The Best Authentication Practices for Securing Remote Desktops
A password leaked. A session hijacked. Ten thousand miles away, someone now has control of a machine you thought was safe.
Authentication for remote desktops is not a formality. It is the lock, the key, and in many cases, the last defense. Strong authentication is the only thing that stands between a secure workflow and a breach that can shut everything down.
The first step is verifying who connects. Not just a username and password. Multi‑factor authentication adds a second gate. One‑time codes, hardware tokens, biometric checks — these remove easy targets. Attackers almost always go for the low‑hanging fruit. MFA removes it.
The second step is securing how they connect. Encrypted protocols matter. RDP sessions that are wrapped in TLS 1.2+ with robust cipher suites stop packet sniffing cold. Disable old ciphers. Block plain HTTP or unencrypted VNC. Every open port is an invitation that doesn’t need to be sent.
The third is controlling where they can go once inside. Role‑based access and least‑privilege principles keep remote desktop access limited to exactly what’s needed. If someone compromises one account, its reach should be minimal. Segment networks. Harden endpoints.
Session monitoring is your early‑warning system. Every login attempt matters — successful or not. Centralized logging and real‑time alerts cut dwell time. The faster you see the anomaly, the faster you stop it. Archive logs securely with limited access so attackers can’t cover tracks.

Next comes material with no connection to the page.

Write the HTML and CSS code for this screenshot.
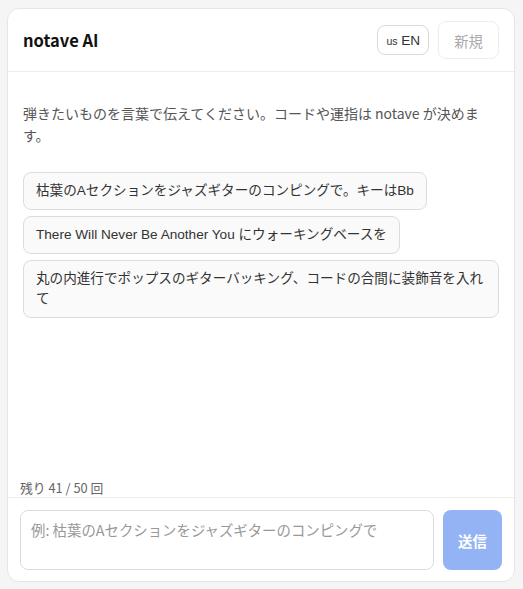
FILE: index.html
```html
<!DOCTYPE html>
<html lang="ja">
<head>
<meta charset="utf-8">
<title>notave AI</title>
<link rel="stylesheet" href="styles.css">
</head>
<body>
  <main class="chat">
    <header class="chat-header">
      <h1 class="brand">notave AI</h1>
      <div class="header-actions">
        <button class="lang-btn" type="button"><span class="flag">us</span> EN</button>
        <button class="new-btn" type="button" disabled>新規</button>
      </div>
    </header>

    <section class="messages">
      <p class="intro">弾きたいものを言葉で伝えてください。コードや運指は notave が決めます。</p>
      <div class="suggestions">
        <button class="chip" type="button">枯葉のAセクションをジャズギターのコンピングで。キーはBb</button>
        <button class="chip" type="button">There Will Never Be Another You にウォーキングベースを</button>
        <button class="chip" type="button">丸の内進行でポップスのギターバッキング、コードの合間に装飾音を入れて</button>
      </div>
    </section>

    <div class="quota">残り 41 / 50 回</div>

    <form class="composer">
      <textarea class="prompt" placeholder="例: 枯葉のAセクションをジャズギターのコンピングで"></textarea>
      <button class="send-btn" type="button" disabled>送信</button>
    </form>
  </main>
</body>
</html>
```

FILE: styles.css
```css
* {
  box-sizing: border-box;
}

html, body {
  margin: 0;
  height: 100%;
}

body {
  background: #f5f5f5;
  padding: 8px 8px 7px 7px;
  font-family: "Noto Sans CJK JP", "Noto Sans", sans-serif;
  color: #222;
}

.chat {
  height: 574px;
  background: #fff;
  border: 1px solid #e5e5e5;
  border-radius: 12px;
  display: flex;
  flex-direction: column;
  overflow: hidden;
}

.chat-header {
  display: flex;
  align-items: center;
  justify-content: space-between;
  padding: 12px 15px;
  border-bottom: 1px solid #ececec;
}

.brand {
  margin: 0;
  font-size: 16.5px;
  font-weight: 700;
  color: #111;
}

.header-actions {
  display: flex;
  align-items: center;
  gap: 9px;
}

.lang-btn {
  height: 30px;
  padding: 0 8px;
  background: #fff;
  border: 1px solid #d9d9d9;
  border-radius: 8px;
  font-family: "Liberation Sans", "Noto Sans CJK JP", sans-serif;
  font-size: 13.6px;
  color: #333;
}

.flag {
  font-size: 10.5px;
}

.new-btn {
  height: 38px;
  padding: 0 15px;
  background: #fff;
  border: 1px solid #ececec;
  border-radius: 8px;
  font-family: "Noto Sans CJK JP", sans-serif;
  font-size: 14.4px;
  color: #aaa;
}

.messages {
  flex: 1;
  padding: 20px 15px 0;
}

.intro {
  margin: 10px 0 0;
  font-size: 14px;
  line-height: 22px;
  color: #555;
}

.suggestions {
  margin-top: 26px;
  display: flex;
  flex-direction: column;
  align-items: flex-start;
  gap: 6px;
}

.chip {
  padding: 8px 12px;
  background: #fafafa;
  border: 1px solid #dcdcdc;
  border-radius: 8px;
  font-family: "Liberation Sans", "Noto Sans CJK JP", sans-serif;
  font-size: 13.6px;
  line-height: 20px;
  color: #333;
  text-align: left;
}

.quota {
  padding: 0 12px 1px;
  font-size: 12.8px;
  line-height: 17px;
  color: #666;
}

.composer {
  display: flex;
  gap: 9px;
  padding: 12px 12px 11px;
  border-top: 1px solid #ececec;
}

.prompt {
  flex: 1;
  height: 60px;
  padding: 8px 10px;
  border: 1px solid #dcdcdc;
  border-radius: 8px;
  font-family: inherit;
  font-size: 14.4px;
  line-height: 21px;
  resize: none;
  color: #222;
}

.prompt::placeholder {
  color: #999;
}

.send-btn {
  width: 59px;
  height: 60px;
  background: #93b3f5;
  border: none;
  border-radius: 8px;
  font-family: "Noto Sans CJK JP", sans-serif;
  font-size: 14.4px;
  font-weight: 700;
  color: #fff;
}
```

Periodic credential rotation closes the window of opportunity. Store sensitive secrets in vaults, never hard‑coded into scripts or apps. Remove old accounts the day they are no longer needed. A stale user with valid access is a breach waiting to happen.
Automation brings consistency. Security rules applied by hand get skipped under pressure. Policy‑as‑code keeps authentication rules enforced across every remote desktop, every time.
The best authentication for remote desktops is relentless. Every element — identity proofing, connection encryption, privilege management, monitoring, and automation — fits into one system that cannot be bypassed by a forgotten setting.